The sexes are not equal.
No two creeds are equal.
No two cultures are equal.
No two individuals are equal.
And the best intentioned of men cannot change it.

     To close, have a snippet about a prominent black activist, originally cited by fantasy and SF writer Theodore “Vox Day” Beale:

     Outlining the party’s manifesto in what was [British black activist Sasha Johnson] first interview with a national publication, she called for a national register of alleged racists that would ban them from living near people from ethnic minorities.

     This would include people guilty of ‘micro-aggressions’, which the Oxford Dictionary defines as ‘indirect, subtle, or unintentional discrimination against members of a marginalised group’.

     ‘It’s similar to the sex offenders register,’ she told MailOnline. ‘If you were to be racially abusive to someone, [the register] would question whether someone is fit enough to hold a particular job where their bias could influence another person’s life.

     ‘A lot of racism happens at work and places of education in a micro-aggressive way.
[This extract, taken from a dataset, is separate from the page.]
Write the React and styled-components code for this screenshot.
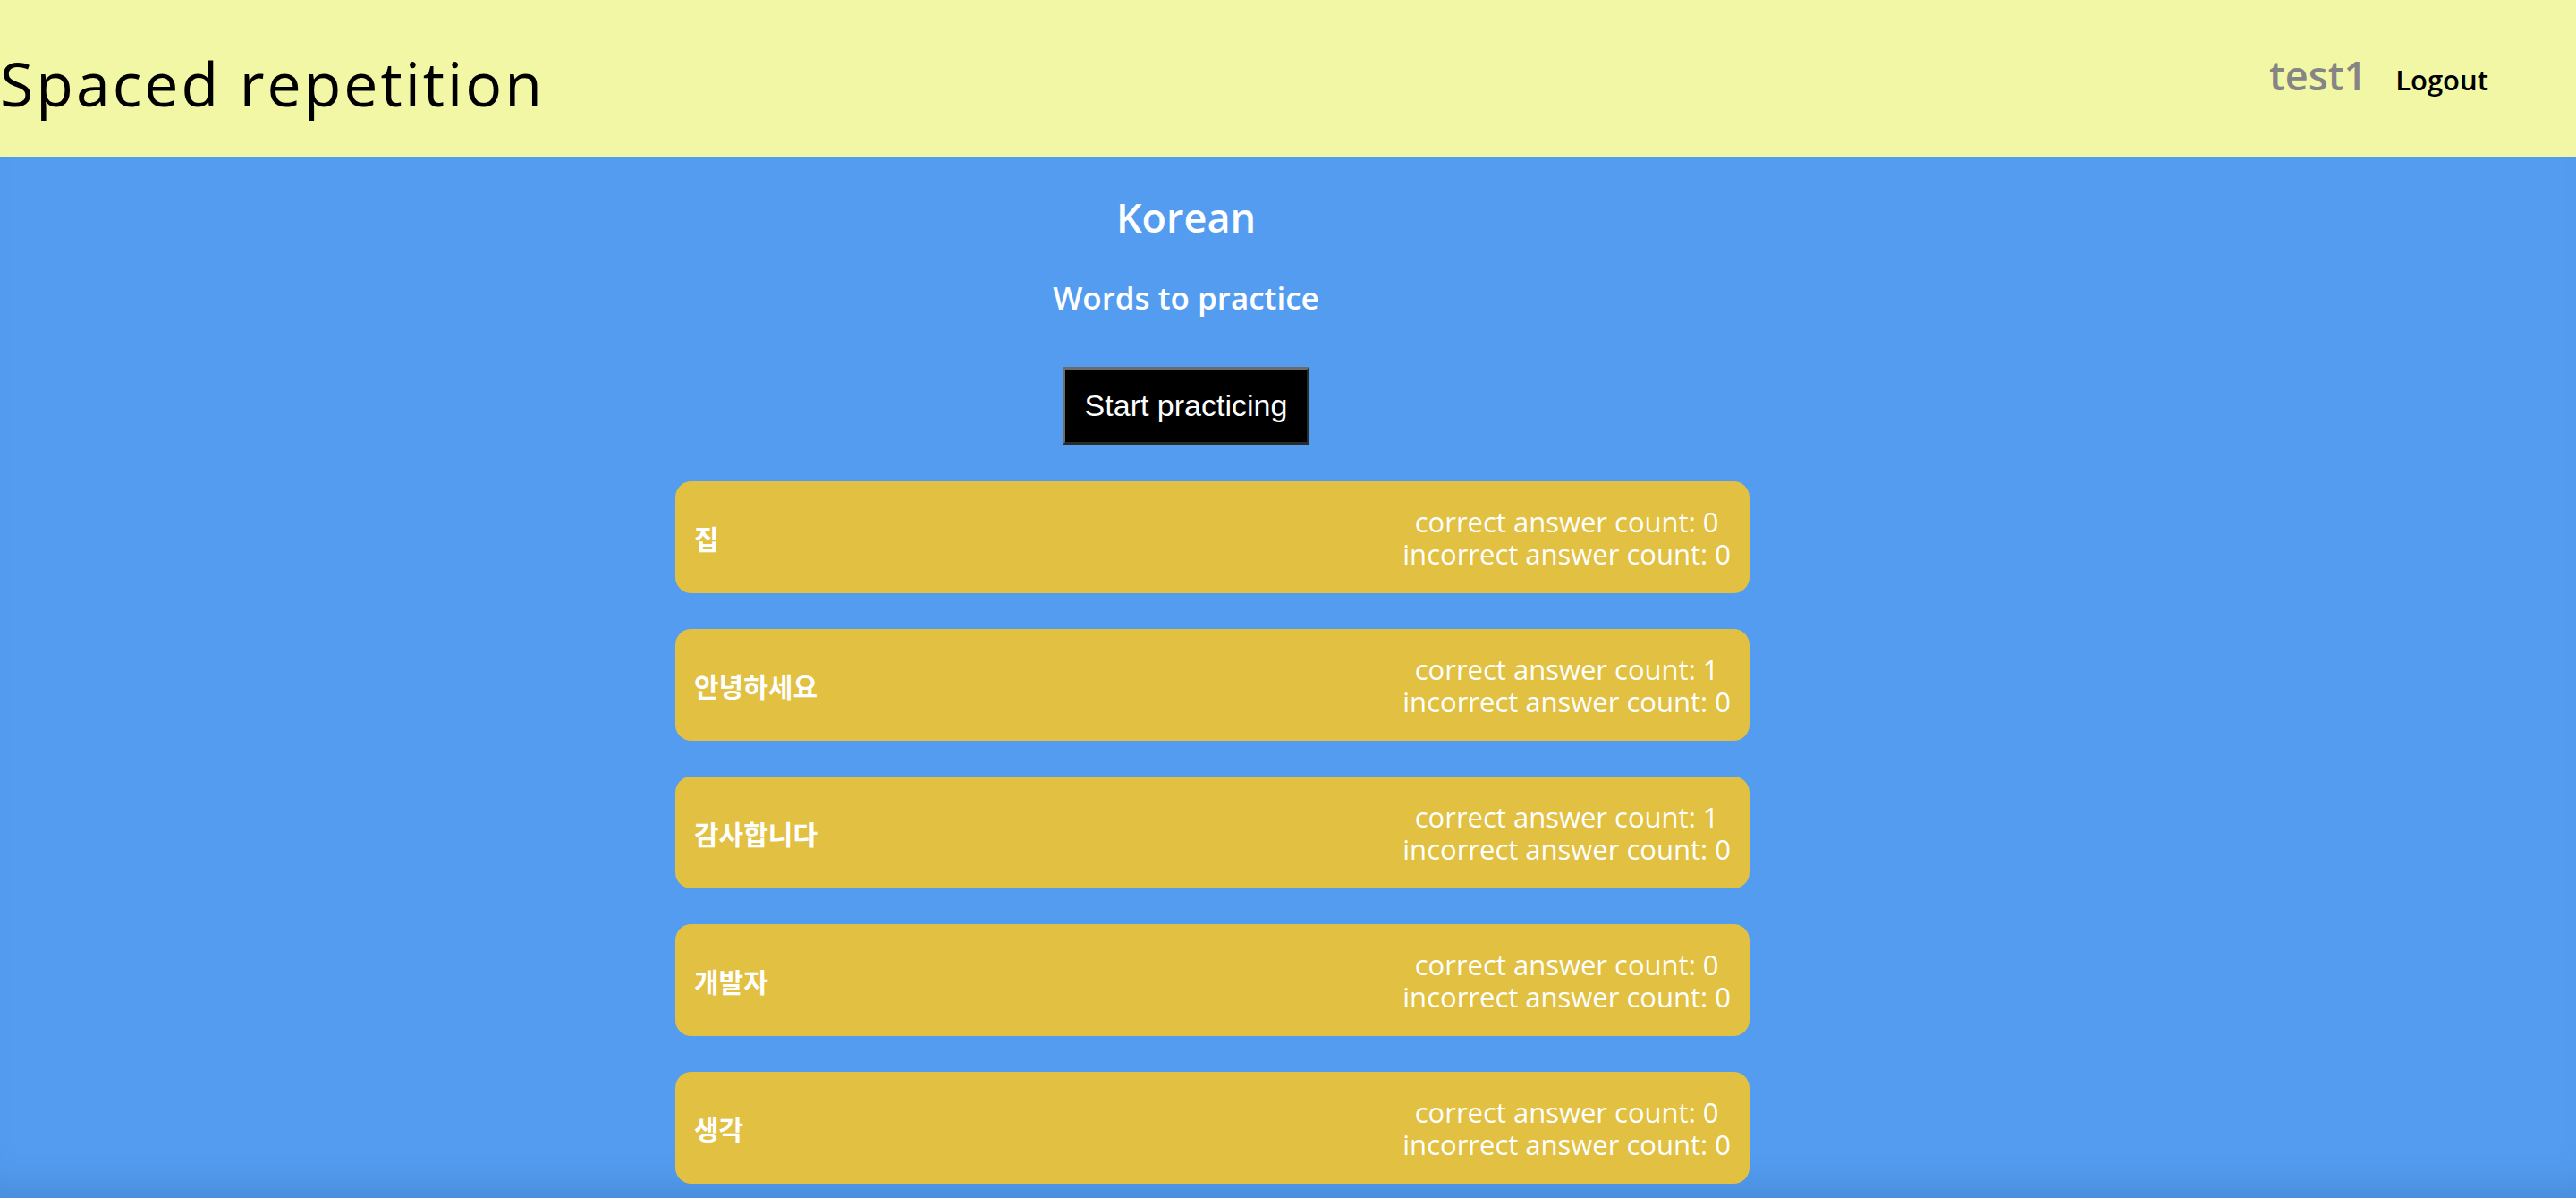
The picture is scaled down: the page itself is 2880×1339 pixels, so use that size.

If you exhibit an element of bias at work, you should probably receive a warning first [before later being added to the register] so people know in future that you hold these views.’

     Ms Johnson said inclusion on the list would mean you could be excluded from ‘certain fields’ of employment – or even banned from living near people from ethnic minorities.

     ‘If you live in a majority-coloured neighbourhood you shouldn’t reside there because you’re a risk to those people – just like if a sex offender lived next to a school he would be a risk to those children,’ she said.

     Segregation, exclusion, deliberate political and economic disadvantaging…but this time, of whites. Don’t imagine that such notions are rare among blacks, Gentle Reader. Remember, they’ve been told they’re owed — and they intend to collect from you and me.

     Have a nice day.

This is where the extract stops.